Until now fiber composites for lightweight construction are cured in thermal ovens or autoclaves. In particular for thick-walled components these curing processes are time-consuming and energy-intensive, since beside the components itself the furnace chamber has to be heated as well and held at temperature. A key to the reduction of manufacturing costs of fiber composite materials is the development and application of novel curing and manufacturing processes that enable faster and more energy-efficient production.

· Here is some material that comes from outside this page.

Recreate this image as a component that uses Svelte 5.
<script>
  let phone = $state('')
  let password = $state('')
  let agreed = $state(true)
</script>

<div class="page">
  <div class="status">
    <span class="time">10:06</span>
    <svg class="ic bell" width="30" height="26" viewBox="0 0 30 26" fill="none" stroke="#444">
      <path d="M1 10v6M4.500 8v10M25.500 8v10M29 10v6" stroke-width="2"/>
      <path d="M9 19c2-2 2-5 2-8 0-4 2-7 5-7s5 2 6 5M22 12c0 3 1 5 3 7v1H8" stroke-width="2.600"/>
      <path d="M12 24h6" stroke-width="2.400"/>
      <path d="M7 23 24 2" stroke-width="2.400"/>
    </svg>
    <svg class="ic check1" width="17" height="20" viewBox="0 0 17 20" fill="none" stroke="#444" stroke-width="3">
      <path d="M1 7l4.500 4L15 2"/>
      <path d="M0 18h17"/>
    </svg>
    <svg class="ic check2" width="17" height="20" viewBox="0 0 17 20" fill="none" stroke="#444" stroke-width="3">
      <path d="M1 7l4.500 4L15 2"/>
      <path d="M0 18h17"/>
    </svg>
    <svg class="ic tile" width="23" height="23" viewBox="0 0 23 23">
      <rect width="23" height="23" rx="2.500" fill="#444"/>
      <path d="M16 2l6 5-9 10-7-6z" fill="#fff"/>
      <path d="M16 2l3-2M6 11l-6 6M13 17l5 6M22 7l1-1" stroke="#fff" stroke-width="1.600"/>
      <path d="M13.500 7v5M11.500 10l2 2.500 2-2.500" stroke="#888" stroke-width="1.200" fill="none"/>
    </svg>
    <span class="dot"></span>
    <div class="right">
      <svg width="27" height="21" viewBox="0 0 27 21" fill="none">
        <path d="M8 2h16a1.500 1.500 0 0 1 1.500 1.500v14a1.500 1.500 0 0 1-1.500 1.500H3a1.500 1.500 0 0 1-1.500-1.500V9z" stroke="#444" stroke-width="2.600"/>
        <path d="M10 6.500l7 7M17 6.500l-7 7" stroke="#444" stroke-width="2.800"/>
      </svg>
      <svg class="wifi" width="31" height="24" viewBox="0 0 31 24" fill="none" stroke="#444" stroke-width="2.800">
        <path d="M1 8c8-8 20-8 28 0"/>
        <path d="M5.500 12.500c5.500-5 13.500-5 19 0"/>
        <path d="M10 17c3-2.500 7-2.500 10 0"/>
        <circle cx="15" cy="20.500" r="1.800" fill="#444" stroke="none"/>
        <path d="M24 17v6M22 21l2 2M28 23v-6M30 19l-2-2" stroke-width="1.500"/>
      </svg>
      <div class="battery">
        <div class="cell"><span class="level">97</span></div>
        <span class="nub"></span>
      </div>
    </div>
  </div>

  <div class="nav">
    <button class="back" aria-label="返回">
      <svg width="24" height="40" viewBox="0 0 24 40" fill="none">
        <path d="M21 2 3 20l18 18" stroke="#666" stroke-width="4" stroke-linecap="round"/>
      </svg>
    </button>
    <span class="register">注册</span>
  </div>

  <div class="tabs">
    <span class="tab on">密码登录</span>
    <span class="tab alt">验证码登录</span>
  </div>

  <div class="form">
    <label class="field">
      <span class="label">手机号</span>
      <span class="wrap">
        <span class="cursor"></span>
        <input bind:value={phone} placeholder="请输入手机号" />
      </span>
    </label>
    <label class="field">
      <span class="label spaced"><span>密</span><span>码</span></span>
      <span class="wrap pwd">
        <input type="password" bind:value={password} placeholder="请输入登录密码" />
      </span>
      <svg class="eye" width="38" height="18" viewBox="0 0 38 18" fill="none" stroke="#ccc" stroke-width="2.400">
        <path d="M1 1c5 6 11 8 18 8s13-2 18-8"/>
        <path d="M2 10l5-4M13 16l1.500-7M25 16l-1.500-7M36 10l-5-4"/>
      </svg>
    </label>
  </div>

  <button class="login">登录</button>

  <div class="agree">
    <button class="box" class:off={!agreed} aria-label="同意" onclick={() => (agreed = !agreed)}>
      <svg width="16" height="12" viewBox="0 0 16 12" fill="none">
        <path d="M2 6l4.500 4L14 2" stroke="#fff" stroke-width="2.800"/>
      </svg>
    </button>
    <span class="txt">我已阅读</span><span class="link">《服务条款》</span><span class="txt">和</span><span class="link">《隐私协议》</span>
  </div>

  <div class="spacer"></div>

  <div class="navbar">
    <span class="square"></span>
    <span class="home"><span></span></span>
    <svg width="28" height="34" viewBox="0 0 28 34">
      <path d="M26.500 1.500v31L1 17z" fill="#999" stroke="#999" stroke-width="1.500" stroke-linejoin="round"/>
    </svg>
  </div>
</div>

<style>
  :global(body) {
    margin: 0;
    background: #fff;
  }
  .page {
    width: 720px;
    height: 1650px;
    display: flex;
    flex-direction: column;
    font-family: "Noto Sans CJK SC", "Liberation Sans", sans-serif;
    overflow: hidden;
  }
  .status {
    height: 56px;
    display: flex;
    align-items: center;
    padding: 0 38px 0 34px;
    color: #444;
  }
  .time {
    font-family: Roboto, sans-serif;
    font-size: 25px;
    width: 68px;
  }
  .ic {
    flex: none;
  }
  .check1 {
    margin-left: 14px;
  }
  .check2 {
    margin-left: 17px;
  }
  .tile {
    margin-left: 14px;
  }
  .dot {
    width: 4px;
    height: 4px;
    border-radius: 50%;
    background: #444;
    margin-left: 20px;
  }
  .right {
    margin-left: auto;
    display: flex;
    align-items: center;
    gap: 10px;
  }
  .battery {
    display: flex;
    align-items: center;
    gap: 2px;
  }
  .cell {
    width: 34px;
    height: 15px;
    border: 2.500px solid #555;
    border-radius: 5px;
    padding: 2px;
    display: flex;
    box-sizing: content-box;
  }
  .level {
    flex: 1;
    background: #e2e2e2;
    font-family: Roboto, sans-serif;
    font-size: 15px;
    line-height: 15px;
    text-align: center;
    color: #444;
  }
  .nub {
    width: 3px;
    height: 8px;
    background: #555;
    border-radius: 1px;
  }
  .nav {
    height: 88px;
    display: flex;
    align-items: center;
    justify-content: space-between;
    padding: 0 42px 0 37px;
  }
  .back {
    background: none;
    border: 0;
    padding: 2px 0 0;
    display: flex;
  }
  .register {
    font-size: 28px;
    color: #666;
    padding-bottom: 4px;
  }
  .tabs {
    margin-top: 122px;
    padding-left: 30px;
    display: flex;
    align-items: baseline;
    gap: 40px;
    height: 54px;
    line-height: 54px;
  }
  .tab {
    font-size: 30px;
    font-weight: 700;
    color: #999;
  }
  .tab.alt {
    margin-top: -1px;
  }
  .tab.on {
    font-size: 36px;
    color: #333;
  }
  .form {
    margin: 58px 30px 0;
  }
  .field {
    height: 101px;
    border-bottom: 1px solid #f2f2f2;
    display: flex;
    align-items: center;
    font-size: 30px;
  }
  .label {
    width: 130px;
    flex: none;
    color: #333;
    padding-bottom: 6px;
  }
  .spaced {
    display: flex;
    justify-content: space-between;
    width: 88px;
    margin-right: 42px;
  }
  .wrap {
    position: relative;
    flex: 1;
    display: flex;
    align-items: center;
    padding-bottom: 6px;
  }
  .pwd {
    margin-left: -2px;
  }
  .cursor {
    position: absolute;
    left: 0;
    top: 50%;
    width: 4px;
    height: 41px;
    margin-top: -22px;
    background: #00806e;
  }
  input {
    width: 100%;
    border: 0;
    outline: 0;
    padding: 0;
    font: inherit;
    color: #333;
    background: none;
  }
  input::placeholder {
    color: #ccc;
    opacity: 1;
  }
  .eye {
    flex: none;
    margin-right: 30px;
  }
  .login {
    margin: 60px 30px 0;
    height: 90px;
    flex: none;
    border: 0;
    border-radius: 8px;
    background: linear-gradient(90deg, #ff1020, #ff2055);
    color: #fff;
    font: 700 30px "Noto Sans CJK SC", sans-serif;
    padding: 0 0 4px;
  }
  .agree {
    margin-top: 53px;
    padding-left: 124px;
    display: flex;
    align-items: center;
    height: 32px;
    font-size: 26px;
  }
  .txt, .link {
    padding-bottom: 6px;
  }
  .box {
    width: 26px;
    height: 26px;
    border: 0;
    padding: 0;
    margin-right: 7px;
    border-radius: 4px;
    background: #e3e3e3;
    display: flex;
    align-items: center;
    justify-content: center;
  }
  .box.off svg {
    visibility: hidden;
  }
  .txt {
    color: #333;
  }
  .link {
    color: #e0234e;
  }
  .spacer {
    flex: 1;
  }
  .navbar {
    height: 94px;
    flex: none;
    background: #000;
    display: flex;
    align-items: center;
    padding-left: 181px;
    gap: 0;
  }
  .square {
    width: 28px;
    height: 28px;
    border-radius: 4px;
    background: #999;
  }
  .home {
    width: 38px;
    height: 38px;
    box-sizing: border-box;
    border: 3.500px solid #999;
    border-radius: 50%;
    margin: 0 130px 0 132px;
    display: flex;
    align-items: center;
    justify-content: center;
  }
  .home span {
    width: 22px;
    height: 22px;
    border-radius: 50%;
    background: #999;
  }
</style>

The research project FLAME follows an innovative approach with the industrial use of HEPHAISTOS microwave technology developed at KIT for the energy efficient production of fiber composite lightweight structures. The microwave technique is the only physical heating method that enables selective – i.e. temporally and spatially-limited - heating of construction parts. The environment, such as the furnace chamber, remains cold. This, together with the potential to produce heat directly inside the component volume, the microwave technique allows a process chain with low energy consumption and thus a good overall CO2 balance.

Based on these unique physical properties, energy and resource-efficient microwave chamber systems should be developed for innovative, autoclaveless manufacturing of thick-walled lightweight structures made from carbon fiber reinforced plastic (CFRP). In addition, a microwave-assisted pultrusion process for producing CFRP profiles will be developed and tested.